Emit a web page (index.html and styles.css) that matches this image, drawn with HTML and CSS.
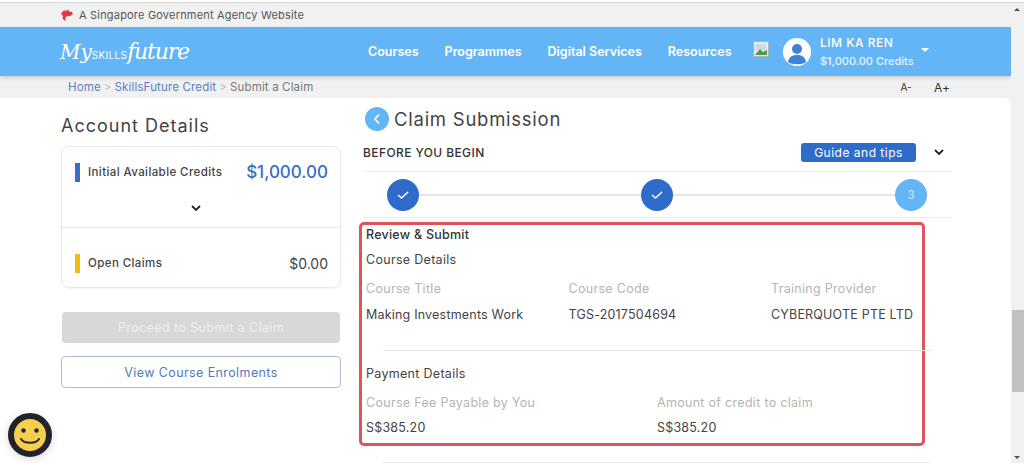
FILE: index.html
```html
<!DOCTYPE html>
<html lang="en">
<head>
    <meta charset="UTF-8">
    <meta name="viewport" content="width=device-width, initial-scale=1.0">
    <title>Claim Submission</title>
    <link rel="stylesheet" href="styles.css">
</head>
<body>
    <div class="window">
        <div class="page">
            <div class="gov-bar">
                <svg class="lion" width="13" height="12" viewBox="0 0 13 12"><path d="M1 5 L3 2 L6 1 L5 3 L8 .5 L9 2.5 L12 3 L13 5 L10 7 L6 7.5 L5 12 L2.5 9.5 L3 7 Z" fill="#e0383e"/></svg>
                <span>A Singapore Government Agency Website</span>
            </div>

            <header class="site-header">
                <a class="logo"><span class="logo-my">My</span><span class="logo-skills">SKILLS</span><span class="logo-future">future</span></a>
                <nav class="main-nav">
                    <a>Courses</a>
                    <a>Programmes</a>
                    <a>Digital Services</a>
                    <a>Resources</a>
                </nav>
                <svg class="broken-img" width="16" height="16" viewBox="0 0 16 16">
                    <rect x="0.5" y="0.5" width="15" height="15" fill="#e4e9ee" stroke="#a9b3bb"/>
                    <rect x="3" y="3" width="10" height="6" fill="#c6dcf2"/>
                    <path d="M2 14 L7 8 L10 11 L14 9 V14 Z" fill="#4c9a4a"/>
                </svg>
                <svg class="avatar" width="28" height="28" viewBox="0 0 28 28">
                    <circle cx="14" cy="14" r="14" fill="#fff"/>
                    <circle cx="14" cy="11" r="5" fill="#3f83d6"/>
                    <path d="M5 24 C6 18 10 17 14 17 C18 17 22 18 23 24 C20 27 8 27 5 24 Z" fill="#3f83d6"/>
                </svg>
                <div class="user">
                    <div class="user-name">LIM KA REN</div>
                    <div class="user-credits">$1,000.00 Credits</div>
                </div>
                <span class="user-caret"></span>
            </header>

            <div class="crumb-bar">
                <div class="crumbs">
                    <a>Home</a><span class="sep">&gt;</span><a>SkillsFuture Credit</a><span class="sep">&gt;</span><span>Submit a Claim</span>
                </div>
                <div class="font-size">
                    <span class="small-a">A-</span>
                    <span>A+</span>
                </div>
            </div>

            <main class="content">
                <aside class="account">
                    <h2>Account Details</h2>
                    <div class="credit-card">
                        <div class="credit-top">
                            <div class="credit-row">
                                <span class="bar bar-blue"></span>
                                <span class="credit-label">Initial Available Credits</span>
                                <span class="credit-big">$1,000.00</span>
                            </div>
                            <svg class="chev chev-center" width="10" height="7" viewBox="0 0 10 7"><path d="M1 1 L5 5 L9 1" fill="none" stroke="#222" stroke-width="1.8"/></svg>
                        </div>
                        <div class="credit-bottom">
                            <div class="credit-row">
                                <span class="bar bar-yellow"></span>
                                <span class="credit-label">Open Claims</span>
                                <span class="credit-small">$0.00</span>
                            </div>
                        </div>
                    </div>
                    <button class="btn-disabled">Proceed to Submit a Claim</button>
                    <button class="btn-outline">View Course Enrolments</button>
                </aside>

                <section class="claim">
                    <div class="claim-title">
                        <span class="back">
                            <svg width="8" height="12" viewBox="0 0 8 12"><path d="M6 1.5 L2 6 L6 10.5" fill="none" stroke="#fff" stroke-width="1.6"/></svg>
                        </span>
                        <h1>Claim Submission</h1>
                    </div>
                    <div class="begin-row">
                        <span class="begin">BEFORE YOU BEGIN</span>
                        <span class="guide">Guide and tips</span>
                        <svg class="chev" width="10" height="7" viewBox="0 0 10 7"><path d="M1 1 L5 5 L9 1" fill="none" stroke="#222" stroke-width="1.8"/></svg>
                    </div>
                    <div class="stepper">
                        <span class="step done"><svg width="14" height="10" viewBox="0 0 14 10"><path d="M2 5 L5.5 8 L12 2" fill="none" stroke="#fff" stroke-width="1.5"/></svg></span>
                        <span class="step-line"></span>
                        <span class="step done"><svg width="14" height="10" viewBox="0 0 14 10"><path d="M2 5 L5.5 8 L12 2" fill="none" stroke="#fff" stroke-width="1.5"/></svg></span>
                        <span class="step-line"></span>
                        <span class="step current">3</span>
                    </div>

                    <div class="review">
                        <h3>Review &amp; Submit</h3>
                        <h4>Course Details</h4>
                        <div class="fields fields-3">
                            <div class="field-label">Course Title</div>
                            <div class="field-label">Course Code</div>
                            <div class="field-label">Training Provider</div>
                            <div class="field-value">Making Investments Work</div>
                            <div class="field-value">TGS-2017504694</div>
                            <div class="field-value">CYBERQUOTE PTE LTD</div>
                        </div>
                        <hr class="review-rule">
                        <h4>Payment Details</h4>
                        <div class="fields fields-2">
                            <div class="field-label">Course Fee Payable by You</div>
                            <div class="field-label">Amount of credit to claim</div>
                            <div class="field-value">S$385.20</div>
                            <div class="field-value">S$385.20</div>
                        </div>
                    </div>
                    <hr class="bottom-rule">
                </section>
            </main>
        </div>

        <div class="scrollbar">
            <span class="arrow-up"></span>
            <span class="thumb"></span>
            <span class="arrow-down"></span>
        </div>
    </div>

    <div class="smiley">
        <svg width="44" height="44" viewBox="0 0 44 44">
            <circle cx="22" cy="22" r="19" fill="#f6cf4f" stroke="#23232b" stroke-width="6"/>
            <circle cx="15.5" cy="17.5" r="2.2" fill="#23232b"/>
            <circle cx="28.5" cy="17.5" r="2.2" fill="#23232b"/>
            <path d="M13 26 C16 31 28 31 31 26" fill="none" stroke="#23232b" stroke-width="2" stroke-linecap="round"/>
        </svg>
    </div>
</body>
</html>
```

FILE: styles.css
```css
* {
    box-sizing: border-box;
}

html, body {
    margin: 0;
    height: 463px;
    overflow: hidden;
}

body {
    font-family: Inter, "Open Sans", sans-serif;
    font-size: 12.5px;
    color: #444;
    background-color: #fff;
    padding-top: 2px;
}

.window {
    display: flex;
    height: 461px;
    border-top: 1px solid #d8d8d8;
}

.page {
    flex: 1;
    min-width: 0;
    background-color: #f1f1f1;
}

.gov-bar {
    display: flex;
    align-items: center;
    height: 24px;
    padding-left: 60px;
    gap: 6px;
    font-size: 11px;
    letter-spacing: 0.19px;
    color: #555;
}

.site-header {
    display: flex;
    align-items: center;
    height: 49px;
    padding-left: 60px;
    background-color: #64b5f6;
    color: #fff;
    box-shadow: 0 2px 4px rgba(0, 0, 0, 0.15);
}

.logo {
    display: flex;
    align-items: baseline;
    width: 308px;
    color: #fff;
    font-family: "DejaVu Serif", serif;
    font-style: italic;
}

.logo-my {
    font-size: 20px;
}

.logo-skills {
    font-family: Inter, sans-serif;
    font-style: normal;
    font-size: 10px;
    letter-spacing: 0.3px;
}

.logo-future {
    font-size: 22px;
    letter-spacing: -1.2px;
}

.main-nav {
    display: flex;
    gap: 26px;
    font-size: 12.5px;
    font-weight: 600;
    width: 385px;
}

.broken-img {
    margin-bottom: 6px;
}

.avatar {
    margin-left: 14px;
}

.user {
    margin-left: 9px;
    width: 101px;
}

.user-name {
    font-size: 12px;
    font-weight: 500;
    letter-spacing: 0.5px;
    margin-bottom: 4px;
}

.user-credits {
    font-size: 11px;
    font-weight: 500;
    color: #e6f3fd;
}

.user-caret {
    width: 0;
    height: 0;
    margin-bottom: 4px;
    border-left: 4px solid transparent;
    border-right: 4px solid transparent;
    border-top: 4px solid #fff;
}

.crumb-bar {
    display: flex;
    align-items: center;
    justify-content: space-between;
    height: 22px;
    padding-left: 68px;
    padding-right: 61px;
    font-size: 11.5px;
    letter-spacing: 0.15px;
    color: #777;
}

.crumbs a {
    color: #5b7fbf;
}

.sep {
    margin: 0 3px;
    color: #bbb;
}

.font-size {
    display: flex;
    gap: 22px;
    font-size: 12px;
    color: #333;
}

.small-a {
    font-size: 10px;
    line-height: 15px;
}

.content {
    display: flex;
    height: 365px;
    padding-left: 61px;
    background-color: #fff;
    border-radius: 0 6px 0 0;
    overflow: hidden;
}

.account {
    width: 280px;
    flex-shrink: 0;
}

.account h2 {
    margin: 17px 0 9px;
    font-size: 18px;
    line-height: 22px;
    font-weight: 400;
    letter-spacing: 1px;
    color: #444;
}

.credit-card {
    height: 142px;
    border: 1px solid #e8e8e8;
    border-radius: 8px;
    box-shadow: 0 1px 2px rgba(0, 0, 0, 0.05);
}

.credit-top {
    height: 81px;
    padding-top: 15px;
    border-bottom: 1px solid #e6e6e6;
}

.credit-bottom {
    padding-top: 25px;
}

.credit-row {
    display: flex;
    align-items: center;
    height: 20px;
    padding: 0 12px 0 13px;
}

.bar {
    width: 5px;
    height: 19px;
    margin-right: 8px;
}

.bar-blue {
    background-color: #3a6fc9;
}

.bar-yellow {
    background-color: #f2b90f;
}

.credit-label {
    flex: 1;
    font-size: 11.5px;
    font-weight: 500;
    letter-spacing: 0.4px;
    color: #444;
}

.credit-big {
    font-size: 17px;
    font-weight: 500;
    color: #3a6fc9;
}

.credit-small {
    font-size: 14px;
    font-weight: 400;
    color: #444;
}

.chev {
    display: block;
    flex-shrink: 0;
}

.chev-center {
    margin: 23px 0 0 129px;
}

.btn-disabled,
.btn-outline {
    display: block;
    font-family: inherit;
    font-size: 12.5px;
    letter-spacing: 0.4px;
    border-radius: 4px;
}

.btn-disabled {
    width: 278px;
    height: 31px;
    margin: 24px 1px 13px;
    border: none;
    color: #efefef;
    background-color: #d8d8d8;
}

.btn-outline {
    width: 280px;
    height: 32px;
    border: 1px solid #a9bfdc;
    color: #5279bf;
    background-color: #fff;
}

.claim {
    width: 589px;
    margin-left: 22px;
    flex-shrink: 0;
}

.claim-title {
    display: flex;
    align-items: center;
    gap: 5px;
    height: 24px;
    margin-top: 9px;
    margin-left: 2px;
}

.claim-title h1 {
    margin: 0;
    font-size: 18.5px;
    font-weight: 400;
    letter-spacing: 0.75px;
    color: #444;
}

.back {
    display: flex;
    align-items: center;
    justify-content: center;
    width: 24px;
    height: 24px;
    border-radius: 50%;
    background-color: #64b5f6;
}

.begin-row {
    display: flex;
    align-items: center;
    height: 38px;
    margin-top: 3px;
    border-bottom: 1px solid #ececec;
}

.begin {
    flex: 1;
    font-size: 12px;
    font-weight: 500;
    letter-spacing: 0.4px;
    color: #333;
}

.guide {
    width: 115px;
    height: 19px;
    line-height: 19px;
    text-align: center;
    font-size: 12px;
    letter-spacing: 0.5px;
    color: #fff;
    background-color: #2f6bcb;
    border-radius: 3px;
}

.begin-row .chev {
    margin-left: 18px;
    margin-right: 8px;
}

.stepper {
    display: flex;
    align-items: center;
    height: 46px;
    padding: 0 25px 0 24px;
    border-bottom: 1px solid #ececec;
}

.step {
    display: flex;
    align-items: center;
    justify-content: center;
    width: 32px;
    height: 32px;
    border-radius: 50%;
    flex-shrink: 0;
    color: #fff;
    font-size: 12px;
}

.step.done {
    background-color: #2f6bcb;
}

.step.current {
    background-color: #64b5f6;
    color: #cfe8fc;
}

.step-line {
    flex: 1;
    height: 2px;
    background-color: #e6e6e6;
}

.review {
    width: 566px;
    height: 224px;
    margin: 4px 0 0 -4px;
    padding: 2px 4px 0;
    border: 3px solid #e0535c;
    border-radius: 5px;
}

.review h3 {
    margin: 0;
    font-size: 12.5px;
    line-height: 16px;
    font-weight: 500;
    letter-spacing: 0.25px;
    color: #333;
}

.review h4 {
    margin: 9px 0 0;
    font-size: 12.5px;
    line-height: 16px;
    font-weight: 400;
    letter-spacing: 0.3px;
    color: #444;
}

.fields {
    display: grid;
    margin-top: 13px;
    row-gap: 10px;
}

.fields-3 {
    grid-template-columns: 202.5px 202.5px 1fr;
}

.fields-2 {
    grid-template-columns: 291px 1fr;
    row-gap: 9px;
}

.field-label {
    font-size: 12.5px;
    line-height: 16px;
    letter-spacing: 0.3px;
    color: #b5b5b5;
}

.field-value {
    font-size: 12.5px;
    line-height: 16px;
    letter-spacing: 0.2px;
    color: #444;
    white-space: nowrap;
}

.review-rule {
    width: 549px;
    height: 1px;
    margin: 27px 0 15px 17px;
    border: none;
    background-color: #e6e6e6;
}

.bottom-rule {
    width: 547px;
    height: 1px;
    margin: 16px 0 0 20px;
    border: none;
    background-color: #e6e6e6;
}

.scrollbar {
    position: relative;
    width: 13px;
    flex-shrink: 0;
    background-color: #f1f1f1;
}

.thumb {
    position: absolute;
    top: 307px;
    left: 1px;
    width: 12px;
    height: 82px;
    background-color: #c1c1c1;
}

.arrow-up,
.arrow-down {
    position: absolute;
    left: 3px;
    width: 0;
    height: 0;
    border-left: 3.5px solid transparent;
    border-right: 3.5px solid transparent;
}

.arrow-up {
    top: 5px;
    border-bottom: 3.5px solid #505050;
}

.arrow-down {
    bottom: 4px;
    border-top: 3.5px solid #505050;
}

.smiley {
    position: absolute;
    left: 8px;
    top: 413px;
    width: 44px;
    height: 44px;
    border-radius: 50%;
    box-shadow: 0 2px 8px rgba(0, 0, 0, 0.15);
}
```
┄┄┄┄┄┄┄┄┄┄┄┄┄┄┄┄┄┄┄┄
• [EXERCISE OBJECTIVE] Of the lines above, how many include the word "styles"? Reply with the number alone.

• [CORRECT RESPONSE] 3